Gentle Tiger 09-21-2012 05:57 PM

Quote:

Originally Posted by bcelly1894 (Post 658969)
June, wow how much of a Bully you really are. My comments were directly totally and completely at you and no one else who owns or runs this website. I was approached by an administrator before you, With no problems what so ever. Then as you see, approached by you, with no problems what so ever, Until your comments became those of a bully. So, dont come on this forum trying to include any one else who runs this site or owns it, in your Bully behaviour. And maybe you should check the record, You can not be discredited by me or anyone else on this website unless it is by the owner or another administrator, not by me. So, get off of your high horse. I dont just want a time out, what are we five? I want to get banned from this website only because of your Bully behaviour June. I do not plan on signing back into this website so if this is the only way to do it, then that is fantastic.

bcelly1894, I am not sure what is going on with you right now. But you have clearly shown that you do not wish to be a member of this community. So your wish will be granted. You have been rude and disrespectful since your arrival. You have been spoken to privately. And yet you feel the need to show your hind parts publicly. Therefore you will be banned from the site.

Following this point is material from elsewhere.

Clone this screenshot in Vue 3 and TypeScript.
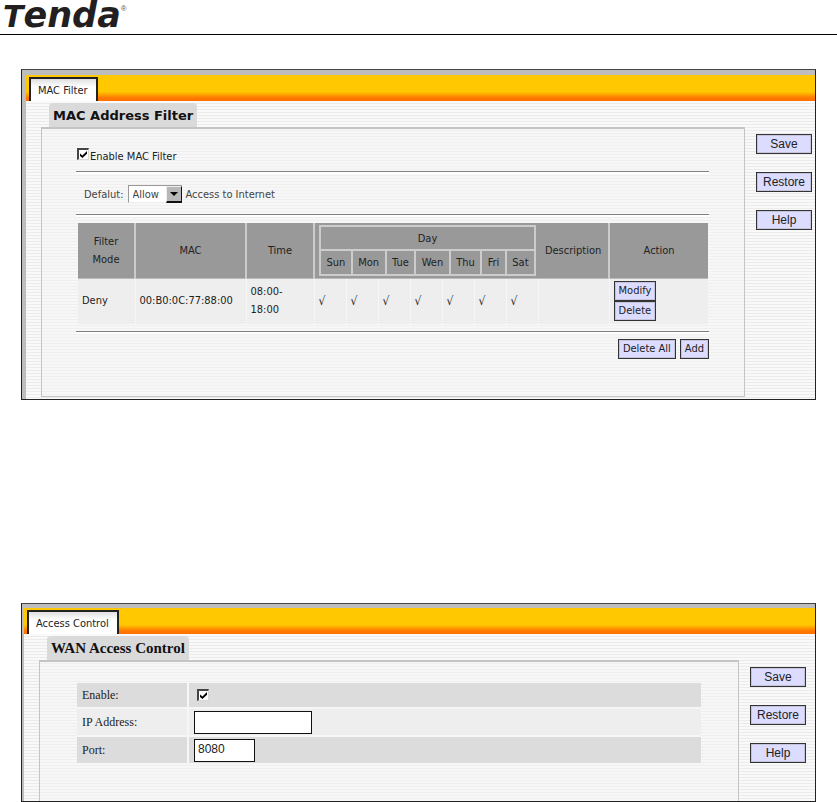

I am asking that no one respond to any of bcelly's posts. Let's not continue to keep this type of behavior in the spotlight.

Thank you,

Malcolm (Moderator)

Gentle Tiger 09-21-2012 06:57 PM

To help get the thread back on track...

My three are:

1. Smart - They cannot be allergic to independent thought.
2. Strong/Independent - They cannot be a mouse with this Tiger. Be able to do your own thing. I don't do well being smothered.
3. Sexy - this will be true in my eyes if they are 1 &2. Smart, strong and independent is mega sexy to me!